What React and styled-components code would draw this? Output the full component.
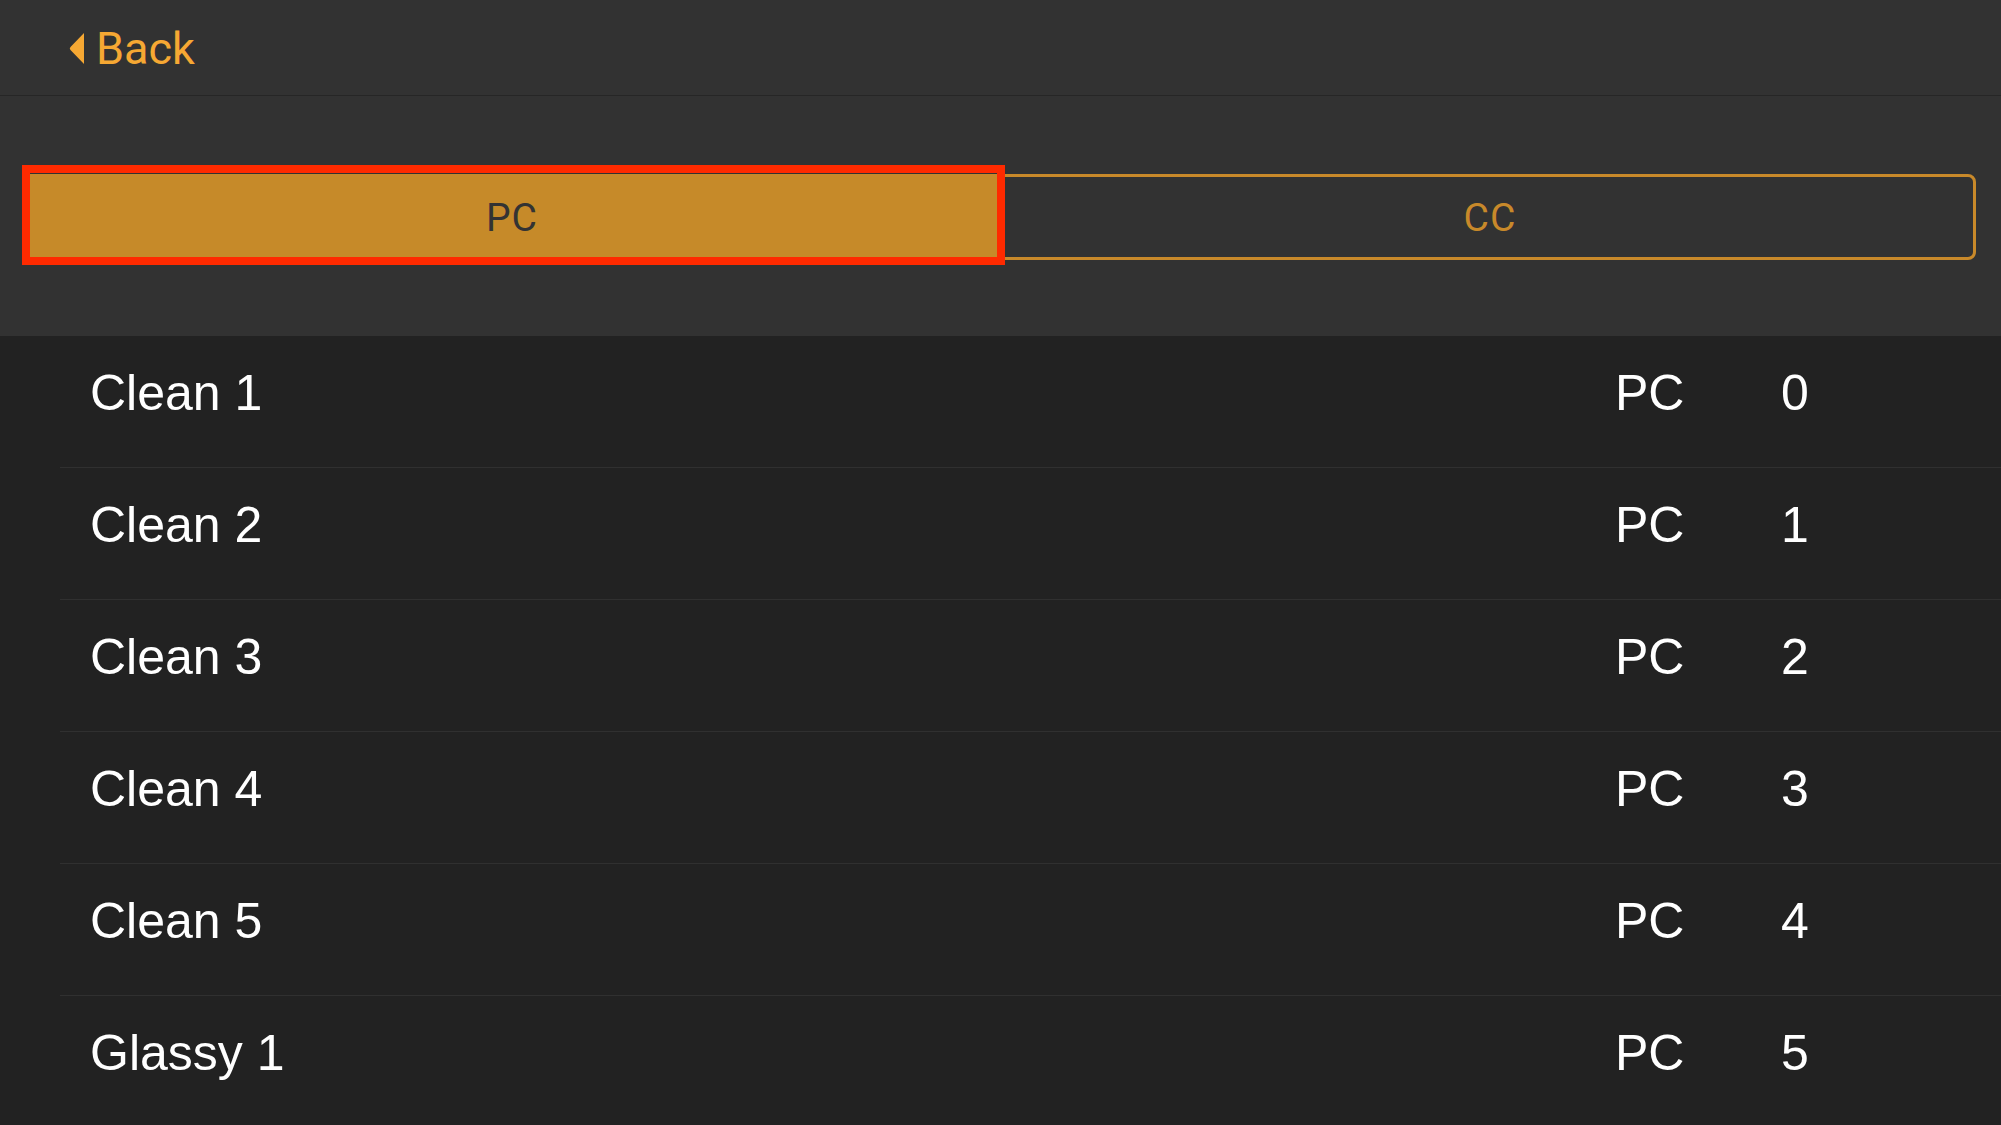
import React from 'react'
import styled, { createGlobalStyle } from 'styled-components'

const GlobalStyle = createGlobalStyle`
  html, body {
    margin: 0;
    padding: 0;
    background: #222222;
    overflow: hidden;
  }
  * {
    box-sizing: border-box;
  }
`;

const Screen = styled.div`
  width: 2001px;
  height: 1125px;
  display: flex;
  flex-direction: column;
  background: #222222;
  overflow: hidden;
`;

const NavBar = styled.header`
  height: 96px;
  flex-shrink: 0;
  display: flex;
  align-items: center;
  padding: 2px 0 0 69px;
  background: #323232;
  border-bottom: 1px solid #262626;
`;

const BackButton = styled.button`
  display: flex;
  align-items: center;
  gap: 11px;
  padding: 0;
  border: 0;
  background: none;
  color: #f6a833;
  font-family: Roboto, "Noto Sans", sans-serif;
  font-size: 45px;
  line-height: 1;
  cursor: pointer;

  svg {
    width: 16px;
    height: 31px;
    margin-top: -1px;
  }
`;

const SegmentArea = styled.div`
  height: 240px;
  flex-shrink: 0;
  padding: 78px 25px 0 22px;
  background: #323232;
`;

const Segments = styled.div`
  display: grid;
  grid-template-columns: 1fr 1fr;
  height: 86px;
  border: 3px solid #c8892a;
  border-radius: 8px;
`;

const Segment = styled.div`
  position: relative;
  display: flex;
  align-items: center;
  justify-content: center;
  padding: 2px 0 0 ${p => (p.$active ? '0' : '8px')};
  font-family: Roboto, "Noto Sans", sans-serif;
  font-size: 39px;
  letter-spacing: 1px;
  color: ${p => (p.$active ? '#333333' : '#c8892a')};
  background: ${p => (p.$active ? '#c68a29' : 'transparent')};
`;

const Highlight = styled.span`
  position: absolute;
  top: -12px;
  left: -3px;
  right: -6px;
  bottom: -8px;
  border: 8px solid #ff2a00;
  pointer-events: none;
`;

const List = styled.ul`
  margin: 0;
  padding: 0;
  list-style: none;
  background: #222222;
`;

const Row = styled.li`
  display: grid;
  grid-template-columns: 1fr 166px 220px;
  align-items: center;
  height: 132px;
  margin-left: 60px;
  padding: 0 0 17px 30px;
  border-bottom: 1px solid #303030;
  font-family: "Liberation Sans", Arial, sans-serif;
  font-size: 50px;
  line-height: 1;
  color: #ffffff;
`;

const Cell = styled.span`
  white-space: nowrap;
`;

const presets = [
  { name: 'Clean 1', type: 'PC', value: 0 },
  { name: 'Clean 2', type: 'PC', value: 1 },
  { name: 'Clean 3', type: 'PC', value: 2 },
  { name: 'Clean 4', type: 'PC', value: 3 },
  { name: 'Clean 5', type: 'PC', value: 4 },
  { name: 'Glassy 1', type: 'PC', value: 5 },
];

function BackArrow() {
  return (
    <svg viewBox="0 0 16 31">
      <path d="M15 0 L15 31 L1.5 17 Q0 15.5 1.5 14 Z" fill="currentColor" />
    </svg>
  )
}

export default function App() {
  return (
    <Screen>
      <GlobalStyle />
      <NavBar>
        <BackButton>
          <BackArrow />
          Back
        </BackButton>
      </NavBar>
      <SegmentArea>
        <Segments>
          <Segment $active>
            PC
            <Highlight />
          </Segment>
          <Segment>CC</Segment>
        </Segments>
      </SegmentArea>
      <List>
        {presets.map(p => (
          <Row key={p.name}>
            <Cell>{p.name}</Cell>
            <Cell>{p.type}</Cell>
            <Cell>{p.value}</Cell>
          </Row>
        ))}
      </List>
    </Screen>
  )
}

What is asked: Repeat the material verbatim. Do not carry over any picture.

Final result:
What React and styled-components code would draw this? Output the full component.
import React from 'react'
import styled, { createGlobalStyle } from 'styled-components'

const GlobalStyle = createGlobalStyle`
  html, body {
    margin: 0;
    padding: 0;
    background: #222222;
    overflow: hidden;
  }
  * {
    box-sizing: border-box;
  }
`;

const Screen = styled.div`
  width: 2001px;
  height: 1125px;
  display: flex;
  flex-direction: column;
  background: #222222;
  overflow: hidden;
`;

const NavBar = styled.header`
  height: 96px;
  flex-shrink: 0;
  display: flex;
  align-items: center;
  padding: 2px 0 0 69px;
  background: #323232;
  border-bottom: 1px solid #262626;
`;

const BackButton = styled.button`
  display: flex;
  align-items: center;
  gap: 11px;
  padding: 0;
  border: 0;
  background: none;
  color: #f6a833;
  font-family: Roboto, "Noto Sans", sans-serif;
  font-size: 45px;
  line-height: 1;
  cursor: pointer;

  svg {
    width: 16px;
    height: 31px;
    margin-top: -1px;
  }
`;

const SegmentArea = styled.div`
  height: 240px;
  flex-shrink: 0;
  padding: 78px 25px 0 22px;
  background: #323232;
`;

const Segments = styled.div`
  display: grid;
  grid-template-columns: 1fr 1fr;
  height: 86px;
  border: 3px solid #c8892a;
  border-radius: 8px;
`;

const Segment = styled.div`
  position: relative;
  display: flex;
  align-items: center;
  justify-content: center;
  padding: 2px 0 0 ${p => (p.$active ? '0' : '8px')};
  font-family: Roboto, "Noto Sans", sans-serif;
  font-size: 39px;
  letter-spacing: 1px;
  color: ${p => (p.$active ? '#333333' : '#c8892a')};
  background: ${p => (p.$active ? '#c68a29' : 'transparent')};
`;

const Highlight = styled.span`
  position: absolute;
  top: -12px;
  left: -3px;
  right: -6px;
  bottom: -8px;
  border: 8px solid #ff2a00;
  pointer-events: none;
`;

const List = styled.ul`
  margin: 0;
  padding: 0;
  list-style: none;
  background: #222222;
`;

const Row = styled.li`
  display: grid;
  grid-template-columns: 1fr 166px 220px;
  align-items: center;
  height: 132px;
  margin-left: 60px;
  padding: 0 0 17px 30px;
  border-bottom: 1px solid #303030;
  font-family: "Liberation Sans", Arial, sans-serif;
  font-size: 50px;
  line-height: 1;
  color: #ffffff;
`;

const Cell = styled.span`
  white-space: nowrap;
`;

const presets = [
  { name: 'Clean 1', type: 'PC', value: 0 },
  { name: 'Clean 2', type: 'PC', value: 1 },
  { name: 'Clean 3', type: 'PC', value: 2 },
  { name: 'Clean 4', type: 'PC', value: 3 },
  { name: 'Clean 5', type: 'PC', value: 4 },
  { name: 'Glassy 1', type: 'PC', value: 5 },
];

function BackArrow() {
  return (
    <svg viewBox="0 0 16 31">
      <path d="M15 0 L15 31 L1.5 17 Q0 15.5 1.5 14 Z" fill="currentColor" />
    </svg>
  )
}

export default function App() {
  return (
    <Screen>
      <GlobalStyle />
      <NavBar>
        <BackButton>
          <BackArrow />
          Back
        </BackButton>
      </NavBar>
      <SegmentArea>
        <Segments>
          <Segment $active>
            PC
            <Highlight />
          </Segment>
          <Segment>CC</Segment>
        </Segments>
      </SegmentArea>
      <List>
        {presets.map(p => (
          <Row key={p.name}>
            <Cell>{p.name}</Cell>
            <Cell>{p.type}</Cell>
            <Cell>{p.value}</Cell>
          </Row>
        ))}
      </List>
    </Screen>
  )
}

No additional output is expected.